Ah, “but the manger has discretion as to his squad” I hear some IFA pen-pusher proclaim. Yes, he does. But there is a difference between exercising that discretion in pursuit of his football judgement, and by-passing the IFA’s disciplinary process and exercising the managerial discretion as to his squad as a punishment.
Perhaps this is unsurprising because the application of the disciplinary code would cause the IFA all sorts of problems, and set a precedent whereby they will be convening every other day to regulate the viewpoints of all those who play at any level in Northern Ireland.
As we move forward, they should perhaps concentrate themselves on what players do whilst acting as players, and give up the attempted regulation of players/officials in their private time.
There were some suggestions Conor McMenamim would be ‘banned’ for the historic video. Surely not even the IFA could be that idiotic. The man was punished at the time by his then club. He can’t be punished again because someone dug up the same video years later.

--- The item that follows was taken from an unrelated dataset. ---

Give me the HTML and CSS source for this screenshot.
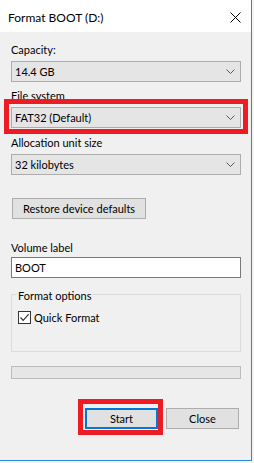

In any event, on what basis would they discipline him? A disciplinary case can only be brought within 14 days of it coming to the attention of the complainant, in this instance the IFA. Given they knew about the video years ago, they are out of time- by nearly a decade. The test is when they became aware, not when something of which they were aware started trending again on Twitter.
We have reached the level of absurdity, which has spread beyond social media and employers, to the IFA. We got here quicker than I thought we would.
Those who started all this were warned they would rue the day. I wonder now do they see the error of their ways.